The flight of the conventional takeoff and landing (CTOL) F-35 variant began at 12:44 p.m. CST at Lockheed Martin in Fort Worth, Texas, when the jet lifted off and began a climb-out to 15,000 feet. Beesley then performed a series of maneuvers to test aircraft handling and the operation of the engine and subsystems. He returned for a landing at 1:19 p.m CST. Two F*16s and an F/A-18 served as chase aircraft. 
Dan Crowley, Lockheed Martin executive vice president and general manager of the F-35 program, said the aircraft has continued to meet or exceed expectations during its assembly and pre-flight checkouts.
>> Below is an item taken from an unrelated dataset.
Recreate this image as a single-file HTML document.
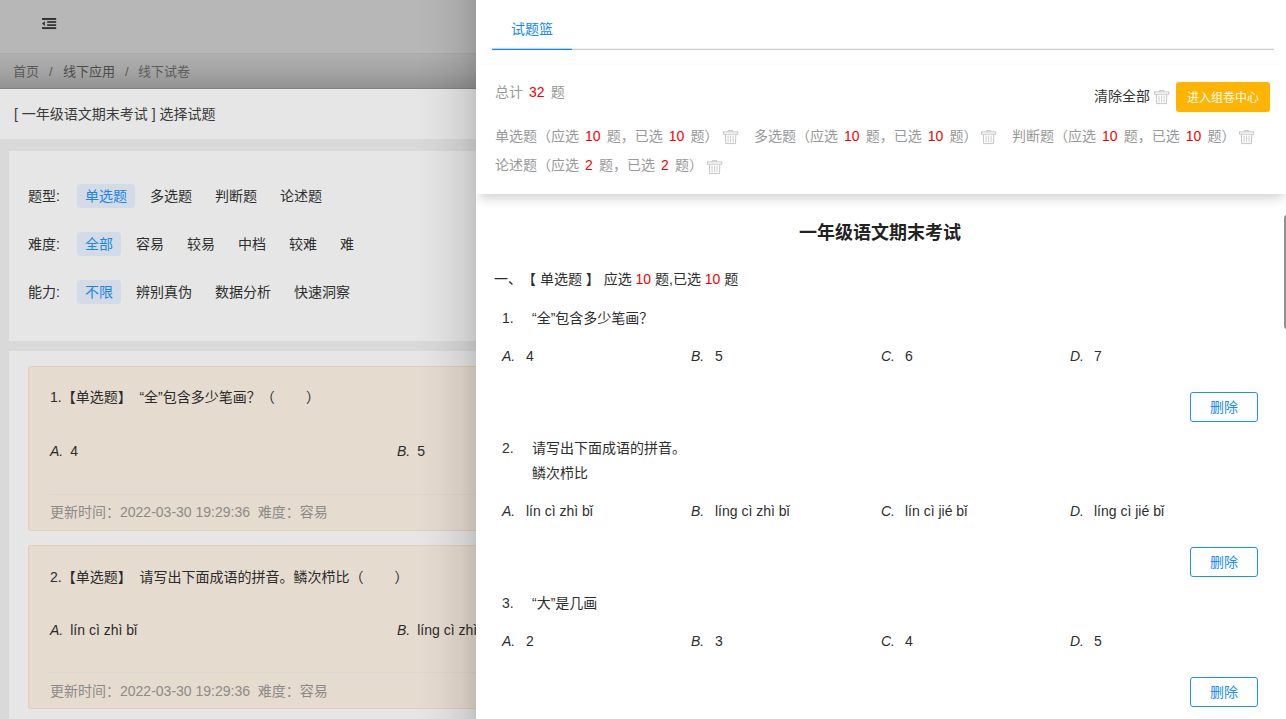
<!DOCTYPE html>
<html lang="zh-CN">
<head>
<meta charset="utf-8">
<title>选择试题</title>
<style>
*{box-sizing:border-box;margin:0;padding:0}
html,body{width:1286px;height:719px;overflow:hidden}
body{font-family:"Liberation Sans","Noto Sans CJK SC",sans-serif;font-size:14px;color:#303133;background:#d9d9d9;position:relative;text-spacing-trim:space-all}
.abs{position:absolute}
/* ---------- dimmed page behind drawer ---------- */
#navbar{left:0;top:0;width:1286px;height:54px;background:#b7b7b7;border-bottom:1px solid #ababab}
#tags{left:0;top:54px;width:1286px;height:35px;background:linear-gradient(#b0b0b0,#a4a4a4 50%,#929292);border-bottom:1px solid #838383}
#tags span{position:absolute;top:0;line-height:35px;font-size:13px;color:#585858;white-space:nowrap}
#ptitle{left:0;top:89px;width:1286px;height:50px;background:#e6e6e6;line-height:50px;padding-left:14px;font-size:14px;color:#3a3a3a;white-space:nowrap}
#filter{left:9px;top:151px;width:1270px;height:190px;background:#e6e6e6}
.frow{position:absolute;left:0;height:24px;line-height:24px;white-space:nowrap;font-size:14px;color:#2e2e2e}
.frow b{font-weight:normal;position:absolute;left:19px;top:0}
.frow i{font-style:normal;position:absolute;top:0;height:24px;padding:0 8px;border-radius:3px}
.frow i.on{background:#d3dce6;color:#1c84e8}
#list{left:9px;top:351px;width:1270px;height:380px;background:#e6e6e6}
.qcard{position:absolute;left:19px;width:1230px;height:164px;background:#e6dbcf;border:1px solid #e3cdb4;border-radius:3px}
.qcard .t{position:absolute;left:21px;top:18px;line-height:24px;font-size:14px;color:#2b2b2b;white-space:nowrap}
.qcard .o{position:absolute;top:72px;line-height:24px;font-size:14px;color:#2b2b2b;white-space:nowrap}
.qcard .o em{margin-right:7px}
.qcard .ln{position:absolute;left:21px;right:21px;top:127px;height:1px;background:#ddd7d0}
.qcard .f{position:absolute;left:21px;top:133px;line-height:24px;font-size:14px;color:#8c8a88;white-space:nowrap}
/* ---------- drawer ---------- */
#shadow{left:416px;top:0;width:60px;height:719px;background:linear-gradient(to right,rgba(0,0,0,0),rgba(0,0,0,.025) 35%,rgba(0,0,0,.08) 75%,rgba(0,0,0,.15))}
#drawer{left:476px;top:0;width:810px;height:719px;background:#fff;overflow:hidden}
#tabtxt{left:35px;top:18px;font-size:14px;line-height:22px;color:#1389fb}
#tabline{left:16px;top:48px;width:782px;height:2px;background:linear-gradient(rgba(204,204,204,.22) 50%,#cbcbcb 50%)}
#tabbar{left:16px;top:48px;width:80px;height:2px;background:linear-gradient(#b3d9ff 50%,#0a86ff 50%)}
#sticky{left:0;top:65px;width:810px;height:129px;background:#fff;box-shadow:0 7px 11px -3px rgba(0,0,0,.19),0 -2px 3px rgba(0,0,0,.012)}
.g{color:#999;font-size:14px;white-space:nowrap;line-height:22px}
.r{color:#f50000;margin:0 2.2px}
.r0{color:#f50000}
.trash{position:absolute;width:16px;height:15px}
#gobtn{left:700px;top:82px;width:94px;height:30px;background:#ffb400;border-radius:3px;color:#fff;font-size:12px;line-height:32px;text-align:center;white-space:nowrap}
#ttl{left:0;top:219px;width:810px;text-align:center;font-size:18px;font-weight:bold;line-height:28px;color:#222;padding-right:2px}
.q{color:#2e2e2e;font-size:14px;line-height:22px;white-space:nowrap}
.q em{font-style:italic}
.del{width:68px;height:30px;border:1px solid #1890ff;border-radius:3px;color:#1a8cf8;font-size:14px;line-height:28px;text-align:center;background:#fff}
#sb{left:808px;top:215px;width:6px;height:114px;border-radius:3px;background:#8e8f94}
</style>
</head>
<body>
<!-- dimmed page -->
<div id="navbar" class="abs">
  <svg class="abs" style="left:42px;top:18px" width="15" height="12" viewBox="0 0 15 12"><rect x="0" y="0" width="14.2" height="1.9" fill="#303030"/><rect x="5.2" y="3.15" width="9" height="1.7" fill="#303030"/><rect x="5.2" y="6.25" width="9" height="1.7" fill="#303030"/><rect x="0" y="9.15" width="14.2" height="1.9" fill="#303030"/><path d="M0 5.55 L2.9 3.15 V7.95 Z" fill="#303030"/></svg>
</div>
<div id="tags" class="abs">
  <span style="left:13px">首页</span><span style="left:49px">/</span><span style="left:63px;color:#4c4c4c">线下应用</span><span style="left:125px">/</span><span style="left:138px;color:#5c5c5c">线下试卷</span>
</div>
<div id="ptitle" class="abs">[ 一年级语文期末考试 ] 选择试题</div>
<div id="filter" class="abs">
  <div class="frow" style="top:33px"><b>题型:</b><i class="on" style="left:68px">单选题</i><i style="left:133px">多选题</i><i style="left:198px">判断题</i><i style="left:263px">论述题</i></div>
  <div class="frow" style="top:81px"><b>难度:</b><i class="on" style="left:68px">全部</i><i style="left:119px">容易</i><i style="left:170px">较易</i><i style="left:221px">中档</i><i style="left:272px">较难</i><i style="left:323px">难</i></div>
  <div class="frow" style="top:129px"><b>能力:</b><i class="on" style="left:68px">不限</i><i style="left:119px">辨别真伪</i><i style="left:198px">数据分析</i><i style="left:277px">快速洞察</i></div>
</div>
<div id="list" class="abs">
  <div class="qcard" style="top:15px;height:165px">
    <div class="t">1.【单选题】&nbsp; “全”包含多少笔画？（&nbsp;&nbsp;&nbsp;&nbsp;&nbsp;&nbsp;&nbsp;&nbsp;）</div>
    <div class="o" style="left:21px"><em>A.</em>4</div><div class="o" style="left:368px"><em>B.</em>5</div>
    <div class="ln"></div>
    <div class="f">更新时间：2022-03-30 19:29:36&nbsp; 难度：容易</div>
  </div>
  <div class="qcard" style="top:194px">
    <div class="t" style="top:19px">2.【单选题】&nbsp; 请写出下面成语的拼音。鳞次栉比（&nbsp;&nbsp;&nbsp;&nbsp;&nbsp;&nbsp;&nbsp;&nbsp;）</div>
    <div class="o" style="left:21px"><em>A.</em>lín cì zhì bǐ</div><div class="o" style="left:368px"><em>B.</em>líng cì zhì bǐ</div>
    <div class="ln" style="top:126px"></div>
    <div class="f">更新时间：2022-03-30 19:29:36&nbsp; 难度：容易</div>
  </div>
</div>
<div id="shadow" class="abs"></div>
<!-- drawer -->
<div id="drawer" class="abs">
  <div id="tabtxt" class="abs">试题篮</div>
  <div id="tabline" class="abs"></div>
  <div id="tabbar" class="abs"></div>
  <!-- paper body -->
  <div id="ttl" class="abs">一年级语文期末考试</div>
  <div class="q abs" style="left:18px;top:268px">一、【 单选题 】 应选 <span class="r0">10</span> 题,已选 <span class="r0">10</span> 题</div>

  <div class="q abs" style="left:26px;top:307px">1.</div><div class="q abs" style="left:56px;top:307px">“全”包含多少笔画？</div>
  <div class="q abs" style="left:26px;top:345px"><em>A.</em></div><div class="q abs" style="left:50px;top:345px">4</div>
  <div class="q abs" style="left:215px;top:345px"><em>B.</em></div><div class="q abs" style="left:239px;top:345px">5</div>
  <div class="q abs" style="left:405px;top:345px"><em>C.</em></div><div class="q abs" style="left:429px;top:345px">6</div>
  <div class="q abs" style="left:594px;top:345px"><em>D.</em></div><div class="q abs" style="left:618px;top:345px">7</div>
  <div class="del abs" style="left:714px;top:392px">删除</div>

  <div class="q abs" style="left:26px;top:437px">2.</div><div class="q abs" style="left:56px;top:437px">请写出下面成语的拼音。</div>
  <div class="q abs" style="left:56px;top:462px">鳞次栉比</div>
  <div class="q abs" style="left:26px;top:500px"><em>A.</em></div><div class="q abs" style="left:50px;top:500px">lín cì zhì bǐ</div>
  <div class="q abs" style="left:215px;top:500px"><em>B.</em></div><div class="q abs" style="left:239px;top:500px">líng cì zhì bǐ</div>
  <div class="q abs" style="left:405px;top:500px"><em>C.</em></div><div class="q abs" style="left:429px;top:500px">lín cì jié bǐ</div>
  <div class="q abs" style="left:594px;top:500px"><em>D.</em></div><div class="q abs" style="left:618px;top:500px">líng cì jié bǐ</div>
  <div class="del abs" style="left:714px;top:547px">删除</div>

  <div class="q abs" style="left:26px;top:592px">3.</div><div class="q abs" style="left:56px;top:592px">“大”是几画</div>
  <div class="q abs" style="left:26px;top:630px"><em>A.</em></div><div class="q abs" style="left:50px;top:630px">2</div>
  <div class="q abs" style="left:215px;top:630px"><em>B.</em></div><div class="q abs" style="left:239px;top:630px">3</div>
  <div class="q abs" style="left:405px;top:630px"><em>C.</em></div><div class="q abs" style="left:429px;top:630px">4</div>
  <div class="q abs" style="left:594px;top:630px"><em>D.</em></div><div class="q abs" style="left:618px;top:630px">5</div>
  <div class="del abs" style="left:714px;top:677px">删除</div>

  <!-- sticky summary -->
  <div id="sticky" class="abs"></div>
  <div class="g abs" style="left:19px;top:81px">总计 <span class="r">32</span> 题</div>
  <div class="abs" style="left:618px;top:85px;font-size:14px;line-height:22px;color:#333;white-space:nowrap">清除全部</div>
  <svg class="trash" style="left:677.5px;top:89.5px" viewBox="0 0 16 15"><g fill="none" stroke="#c6c6c6" stroke-width="1"><path d="M5.6 1.9V.6h4.2v1.3"/><rect x=".5" y="1.9" width="14.2" height="2.3"/><path d="M2.4 4.2l.3 9.4h9.8l.3-9.4"/><path d="M5.1 5.6v6.8M7.6 5.6v6.8M10.1 5.6v6.8" stroke-width=".9"/></g></svg>
  <div id="gobtn" class="abs">进入组卷中心</div>
  <div class="g abs" style="left:19px;top:125px">单选题（应选 <span class="r">10</span> 题，已选 <span class="r">10</span> 题）</div>
  <svg class="trash" style="left:247px;top:129.5px" viewBox="0 0 16 15"><g fill="none" stroke="#c6c6c6" stroke-width="1"><path d="M5.6 1.9V.6h4.2v1.3"/><rect x=".5" y="1.9" width="14.2" height="2.3"/><path d="M2.4 4.2l.3 9.4h9.8l.3-9.4"/><path d="M5.1 5.6v6.8M7.6 5.6v6.8M10.1 5.6v6.8" stroke-width=".9"/></g></svg>
  <div class="g abs" style="left:278px;top:125px">多选题（应选 <span class="r">10</span> 题，已选 <span class="r">10</span> 题）</div>
  <svg class="trash" style="left:504.5px;top:129.5px" viewBox="0 0 16 15"><g fill="none" stroke="#c6c6c6" stroke-width="1"><path d="M5.6 1.9V.6h4.2v1.3"/><rect x=".5" y="1.9" width="14.2" height="2.3"/><path d="M2.4 4.2l.3 9.4h9.8l.3-9.4"/><path d="M5.1 5.6v6.8M7.6 5.6v6.8M10.1 5.6v6.8" stroke-width=".9"/></g></svg>
  <div class="g abs" style="left:536px;top:125px">判断题（应选 <span class="r">10</span> 题，已选 <span class="r">10</span> 题）</div>
  <svg class="trash" style="left:763px;top:129.5px" viewBox="0 0 16 15"><g fill="none" stroke="#c6c6c6" stroke-width="1"><path d="M5.6 1.9V.6h4.2v1.3"/><rect x=".5" y="1.9" width="14.2" height="2.3"/><path d="M2.4 4.2l.3 9.4h9.8l.3-9.4"/><path d="M5.1 5.6v6.8M7.6 5.6v6.8M10.1 5.6v6.8" stroke-width=".9"/></g></svg>
  <div class="g abs" style="left:19px;top:154px">论述题（应选 <span class="r">2</span> 题，已选 <span class="r">2</span> 题）</div>
  <svg class="trash" style="left:231px;top:159.5px" viewBox="0 0 16 15"><g fill="none" stroke="#c6c6c6" stroke-width="1"><path d="M5.6 1.9V.6h4.2v1.3"/><rect x=".5" y="1.9" width="14.2" height="2.3"/><path d="M2.4 4.2l.3 9.4h9.8l.3-9.4"/><path d="M5.1 5.6v6.8M7.6 5.6v6.8M10.1 5.6v6.8" stroke-width=".9"/></g></svg>
  <div id="sb" class="abs"></div>
</div>

</body>
</html>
It has now embarked on a 12,000-hour flight-test program designed to validate tens of thousands of hours of testing already completed in F-35 laboratories. "The F-35 will enter service as the most exhaustively tested, most thoroughly proven fighter system in history," Crowley said. "And thanks to its all-digital design, an exceptionally talented international engineering team and the world’s best assemblers and mechanics, the F-35 has completely rewritten the book on fighter assembly precision and quality."


----------



## mkloby (Dec 17, 2006)

she is pretty - and will be able to carry a nice payload too.


----------



## Gnomey (Dec 17, 2006)

Yeah she is a looker (and is a performer from the sounds of things).


----------



## mkloby (Dec 17, 2006)

Gnomey said:


> Yeah she is a looker (and is a performer from the sounds of things).



Oh - she will most definitely be able to kick serious *ss.


----------



## HealzDevo (Dec 17, 2006)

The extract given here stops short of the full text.